The Facility moved, inter alia, pursuant to CPLR 7503 to compel arbitration. In support of that branch of its motion, the Facility submitted an admission agreement (hereinafter the agreement), which contained an arbitration clause requiring the parties thereto to submit any controversy or claim arising from the agreement to arbitration. The agreement was not signed by the decedent. The plaintiff signed the agreement as the "Responsible Party" and thereby agreed to be "primarily responsible to assist the [decedent to] meet . . . her obligations under [the agreement]." In support of the subject branch of its motion, the Facility argued that the plaintiff had signed the agreement on behalf of the decedent and had apparent authority to act on the decedent's behalf. In the order appealed from, the Supreme Court, among other things, granted that branch of the motion, determining that the plaintiff had been cloaked with the apparent authority to act for the decedent. The plaintiff appeals.

A party seeking to compel arbitration has the burden of establishing the existence of a valid agreement (see Wolf v Hollis Operating Co., LLC, 211 AD3d 769, 770; Matter of Cusimano v Berita Realty, LLC, 103 AD3d 720, 721; see also Rubinstein v C & A Mktg., Inc., 205 AD3d 832, 834). Here, the Facility failed to meet that burden, as the agreement was not signed by the decedent and it failed to establish that the plaintiff was authorized to bind the decedent to arbitration at the time that the plaintiff signed the admission agreement on her own behalf.

"Essential to the creation of apparent authority are words or conduct of the principal, communicated to a third party, that give rise to the appearance and belief that the agent possesses authority to enter into a transaction. The agent cannot by [her or] his own acts imbue [herself or] himself with apparent authority.

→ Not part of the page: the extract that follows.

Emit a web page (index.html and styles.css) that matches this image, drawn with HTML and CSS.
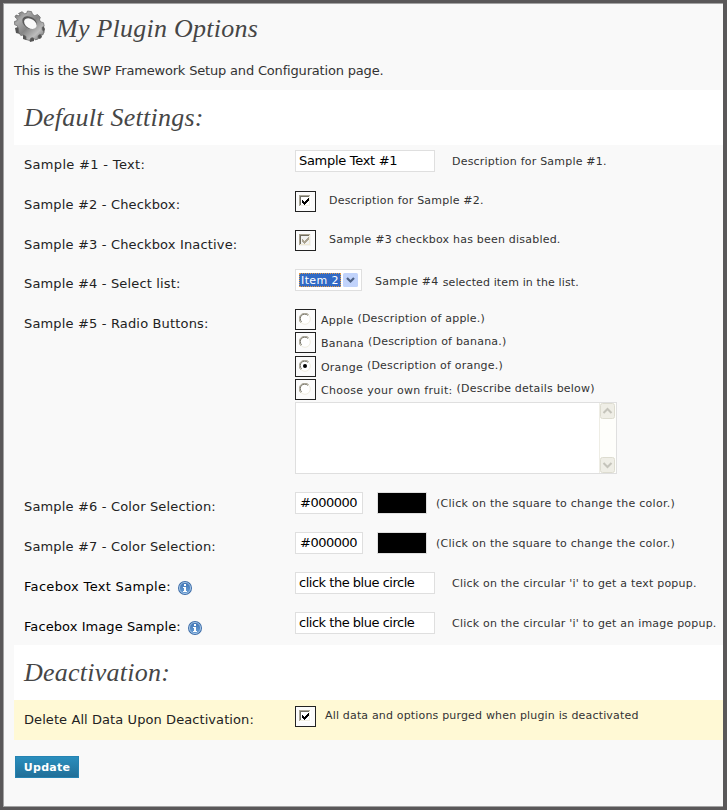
FILE: index.html
```html
<!DOCTYPE html>
<html lang="en">
<head>
<meta charset="utf-8">
<title>My Plugin Options</title>
<link rel="stylesheet" href="styles.css">
</head>
<body>
<svg width="0" height="0" class="defs">
  <defs>
    <linearGradient id="metal" x1="0" y1="0" x2="1" y2="1"><stop offset="0" stop-color="#6a6a6a"/><stop offset=".25" stop-color="#aaa"/><stop offset=".5" stop-color="#858585"/><stop offset=".75" stop-color="#bdbdbd"/><stop offset="1" stop-color="#606060"/></linearGradient>
    <linearGradient id="blue" x1="0" y1="0" x2="0" y2="1"><stop offset="0" stop-color="#3f74b4"/><stop offset="1" stop-color="#6a9fd6"/></linearGradient>
    <symbol id="check" viewBox="0 0 12 12">
      <path fill="#fff" d="M0 0h12v12H0z"/><path fill="#aca899" d="M0 0h11v1H1v10H0z"/><path fill="#716f64" d="M1 1h9v1H2v8H1z"/><path fill="#f1efe2" d="M10 1h1v10H1v-1h9z"/>
      <path class="tick" d="M3 5h1v1h1v1h1V6h1V5h1V4h1V3h1v3H9v1H8v1H7v1H6v1H5V9H4V8H3z"/>
    </symbol>
    <symbol id="radio" viewBox="0 0 12 12">
      <circle cx="6" cy="6" r="5.3" fill="#fff" stroke="#eeecdf" stroke-width="1"/>
      <path d="M1.8 9.8A5.3 5.3 0 0 1 9.8 1.8" fill="none" stroke="#aca899"/><path d="M2.6 8.8A4.4 4.4 0 0 1 8.8 2.4" fill="none" stroke="#716f64"/>
    </symbol>
    <symbol id="info" viewBox="0 0 14 14">
      <circle cx="7" cy="7" r="7" fill="#3c6ca8"/><circle cx="7" cy="7" r="5.6" fill="url(#blue)" stroke="#a9c8e8" stroke-width=".9"/>
      <path fill="#fff" d="M6 3h2v2H6zM5 6h3v4h1v1H5v-1h1V7H5z"/>
    </symbol>
  </defs>
</svg>
<main class="page">
  <header class="title">
    <svg class="gear" viewBox="0 0 32 32">
      <path fill="#555" d="M1 11l2 1 1 5-3 1 1 5 4 1 3 1 0 4 3 1 3-1 1 3 4-1 0-3 3 0 3 1 2-2-1-4 3 0 1-4-2-4z"/>
      <path fill="url(#metal)" stroke="#666" stroke-width=".7" d="M4.500 3.500L8 1.700l2.500 2 2-.2 1-2.500 4 .6 1 2.700 2.300 1.400 2.700-1.200 2.800 2.700-.8 2.700 1.300 2 2.700.8.700 3.500-2.200 1.200.3 2.300 1.800 2.300-1.300 3-3.200-.5-1.600 1.400.3 3-3 1-2.200-2.200-2.100.3-1.500 2.500-3.500-1 0-3-2.200-1.500-3 .5-2-3L4.200 18l-1-2.300-2.500-.9-.3-3.300 2.400-.8.400-1.700-2.300-2L2 5l3 .8 1.200-.8z"/>
      <ellipse cx="15.600" cy="12.600" rx="8" ry="5.700" transform="rotate(33 15.600 12.600)" fill="#5a5a5a"/>
      <ellipse cx="16.400" cy="13.600" rx="6.900" ry="4.600" transform="rotate(33 16.400 13.600)" fill="#f9f9f9"/>
    </svg>
    <h1>My Plugin Options</h1>
  </header>
  <p class="intro">This is the SWP Framework Setup and Configuration page.</p>

  <h2>Default Settings:</h2>
  <div class="row">
    <label class="loose">Sample #1 - Text:</label>
    <div class="field"><span class="input wide text">Sample Text #1</span><span class="desc after-wide">Description for Sample #1.</span></div>
  </div>
  <div class="row check">
    <label>Sample #2 - Checkbox:</label>
    <div class="field"><span class="box"><svg><use href="#check"/></svg></span><span class="desc">Description for Sample #2.</span></div>
  </div>
  <div class="row check inactive">
    <label>Sample #3 - Checkbox Inactive:</label>
    <div class="field"><span class="box off"><svg><use href="#check"/></svg></span><span class="desc">Sample #3 checkbox has been disabled.</span></div>
  </div>
  <div class="row list">
    <label>Sample #4 - Select list:</label>
    <div class="field">
      <span class="select"><span class="chosen">Item 2</span><svg class="arrow" viewBox="0 0 15 14"><rect width="15" height="14" rx="1.500" fill="#c1d3fb"/><path d="M4 5l3.500 3.500L11 5" fill="none" stroke="#4d6185" stroke-width="2.200"/></svg></span>
      <span class="desc name">Sample #4</span><span class="desc low">selected item in the list.</span>
    </div>
  </div>
  <div class="row radios">
    <label>Sample #5 - Radio Buttons:</label>
    <div class="options">
      <div class="option"><span class="box"><svg><use href="#radio"/></svg></span><span class="desc opt">Apple</span><span class="desc">(Description of apple.)</span></div>
      <div class="option gap"><span class="box"><svg><use href="#radio"/></svg></span><span class="desc opt">Banana</span><span class="desc">(Description of banana.)</span></div>
      <div class="option"><span class="box"><svg><use href="#radio"/><circle cx="6" cy="6" r="2"/></svg></span><span class="desc opt">Orange</span><span class="desc">(Description of orange.)</span></div>
      <div class="option"><span class="box"><svg><use href="#radio"/></svg></span><span class="desc opt own">Choose your own fruit:</span><span class="desc">(Describe details below)</span></div>
      <div class="area"><div class="scroll">
        <svg viewBox="0 0 15 16"><rect x=".5" y=".5" width="14" height="15" rx="2" fill="#efeee6" stroke="#dddcd0"/><path d="M3.500 10l4-4 4 4" fill="none" stroke="#c5c4bb" stroke-width="2"/></svg>
        <svg viewBox="0 0 15 16"><rect x=".5" y=".5" width="14" height="15" rx="2" fill="#efeee6" stroke="#dddcd0"/><path d="M3.500 6l4 4 4-4" fill="none" stroke="#c5c4bb" stroke-width="2"/></svg>
      </div></div>
    </div>
  </div>
  <div class="row">
    <label>Sample #6 - Color Selection:</label>
    <div class="field"><span class="input hex">#000000</span><span class="swatch"></span><span class="desc hint">(Click on the square to change the color.)</span></div>
  </div>
  <div class="row">
    <label>Sample #7 - Color Selection:</label>
    <div class="field"><span class="input hex">#000000</span><span class="swatch"></span><span class="desc hint">(Click on the square to change the color.)</span></div>
  </div>
  <div class="row">
    <label class="strong loose">Facebox Text Sample:<svg class="info"><use href="#info"/></svg></label>
    <div class="field"><span class="input wide">click the blue circle</span><span class="desc after-wide">Click on the circular 'i' to get a text popup.</span></div>
  </div>
  <div class="row last">
    <label class="strong tight">Facebox Image Sample:<svg class="info"><use href="#info"/></svg></label>
    <div class="field"><span class="input wide">click the blue circle</span><span class="desc after-wide">Click on the circular 'i' to get an image popup.</span></div>
  </div>

  <h2>Deactivation:</h2>
  <div class="row check warn">
    <label class="tight">Delete All Data Upon Deactivation:</label>
    <div class="field"><span class="box"><svg><use href="#check"/></svg></span><span class="desc">All data and options purged when plugin is deactivated</span></div>
  </div>
  <button class="update">Update</button>
</main>
</body>
</html>
```
FILE: styles.css
```css
* { box-sizing: border-box; }
body {
  margin: 0;
  height: 810px;
  padding: 3px 4px 3px 3px;
  background: #5a5859;
  font: 13px "DejaVu Sans", sans-serif;
  color: #222;
}
.defs { position: absolute; }
svg { display: block; flex: none; }
.page {
  height: 804px;
  overflow: hidden;
  padding-left: 10px;
  background: #f9f9f9;
  border: solid #a3a3a3;
  border-width: 1px 0 1px 1px;
}
.title { display: flex; height: 55px; padding-top: 6px; }
.gear { width: 32px; height: 32px; margin-right: 10px; }
h1, h2 {
  margin: 0;
  font: italic 26px/32px "Liberation Serif", serif;
  color: #464646;
  white-space: nowrap;
}
h1 { letter-spacing: .25px; margin-top: 3px; }
.intro { margin: 0; height: 31px; padding-top: 2px; line-height: 20px; letter-spacing: -.18px; color: #333; white-space: nowrap; }
h2 { height: 55px; padding: 12px 0 0 10px; background: #fff; letter-spacing: .25px; }
.row {
  display: grid;
  grid-template-columns: 271px 1fr;
  height: 40px;
  padding-left: 10px;
  white-space: nowrap;
}
label { padding-top: 10px; line-height: 20px; letter-spacing: .16px; }
.loose { letter-spacing: .32px; }
.tight { letter-spacing: .08px; }
.strong { display: flex; color: #000; }
.info { width: 14px; height: 14px; margin: 4px 0 0 7px; }
.field { display: flex; align-items: flex-start; padding-top: 5px; }
.input {
  height: 22px;
  padding: 0 3px;
  border: 1px solid #dfdfdf;
  background: #fff;
  color: #000;
  line-height: 19px;
  letter-spacing: -.48px;
}
.wide { width: 140px; }
.text { letter-spacing: -.3px; }
.hex { width: 68px; padding-left: 4px; }
.desc { margin-top: 4px; font-size: 11px; line-height: 16px; letter-spacing: .21px; color: #333; }
.after-wide { margin-left: 17px; }
.hint { letter-spacing: .27px; }
.swatch { width: 50px; height: 22px; margin: 0 9px 0 14px; background: #000; border: 1px solid #dfdfdf; }
.box {
  display: flex;
  width: 21px;
  height: 21px;
  padding: 3px;
  border: 1px solid #222;
  background: #fbfbfb;
  color: #000;
}
.box svg { width: 12px; height: 12px; }
.tick { fill: currentColor; }
.off { color: #aca899; }
.off svg { filter: sepia(.15) brightness(.95); }
.check .field { padding-top: 6px; }
.check .desc { margin: 2px 0 0 13px; }
.inactive { height: 39px; }
.inactive .field { padding-top: 5px; }
.select {
  display: flex;
  width: 67px;
  height: 22px;
  padding: 3px;
  border: 1px solid #dfdfdf;
  background: #fff;
}
.chosen {
  width: 42px;
  height: 14px;
  margin-right: 2px;
  padding-left: 2px;
  outline: 1px dotted #e39a45;
  outline-offset: -1px;
  background: #316ac5;
  color: #fff;
  font-size: 11px;
  line-height: 16px;
  letter-spacing: .4px;
}
.arrow { width: 15px; height: 14px; }
.list .name { margin: 5px 4px 0 13px; letter-spacing: .3px; }
.list .low { margin-top: 6px; letter-spacing: .12px; }
.radios { height: 183px; }
.options { padding-top: 5px; }
.option { display: flex; height: 23px; }
.gap { height: 24px; }
.option .desc { margin: 2px 0 0 4px; }
.option .opt { margin: 4px 0 0 5px; }
.option .own { letter-spacing: .3px; }
.area {
  display: flex;
  justify-content: flex-end;
  width: 322px;
  height: 72px;
  border: 1px solid #dfdfdf;
  background: #fff;
}
.scroll { display: flex; flex-direction: column; justify-content: space-between; width: 17px; padding: 0 1px 0 0; border-left: 1px solid #eeede5; background: #fefefb; }
.scroll svg { width: 15px; height: 16px; }
.last { height: 38px; }
.warn { background: #fff9d5; }
.warn .desc { margin-left: 9px; letter-spacing: .17px; }
.update {
  display: block;
  width: 64px;
  height: 22px;
  margin: 16px 0 0 1px;
  padding: 0;
  border: 1px solid #2583b2;
  background: linear-gradient(#2a8ebd, #216f98);
  color: #fff;
  font: bold 11px/21px "DejaVu Sans", sans-serif;
  letter-spacing: .25px;
}
```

Rather, the existence of apparent authority depends upon a factual showing that the third party relied upon the misrepresentation of the agent because of some misleading conduct on the part of the principal — not the agent. Moreover, a third party with whom the agent deals may rely on an appearance of authority only to the extent that such reliance is reasonable" (Hallock v State of New York, 64 NY2d 224, 231 [citations and internal quotation marks omitted]; see Indosuez Intl. Fin. v National Reserve Bank, 98 NY2d 238, 245-246; Standard Funding Corp. v Lewitt, 89 NY2d 546, 551).

Here, the Facility failed to demonstrate that it reasonably relied upon any word or action of the decedent to conclude that the plaintiff had the apparent authority to enter into the agreement or to bind the decedent to arbitration on the decedent's behalf (see Sherrod v Mount Sinai St. Luke's, 204 AD3d 1053, 1058). To the extent that the Facility contends that it reasonably relied upon the plaintiff's own acts, this contention is also without merit, as an agent cannot "by [her] own acts imbue [her]self with apparent authority" (Hallock v State of New York, 64 NY2d at 231; see Ford v Unity Hosp., 32 NY2d 464, 473; Sherrod v Mount Sinai St. Luke's, 204 AD3d at 1058-1059). Further, contrary to the Supreme Court's determination, the plaintiff's status as the decedent's daughter did not give rise to an agency relationship (see Wolf v Hollis Operating Co., LLC, 211 AD3d at 771; Maurillo v Park Slope U-Haul, 194 AD2d 142, 146).

Accordingly, the Supreme Court should have denied that branch of the Facility's motion which was pursuant to CPLR 7503 to compel arbitration.

BRATHWAITE NELSON, J.P., CHAMBERS, DOWLING and WAN, JJ., concur.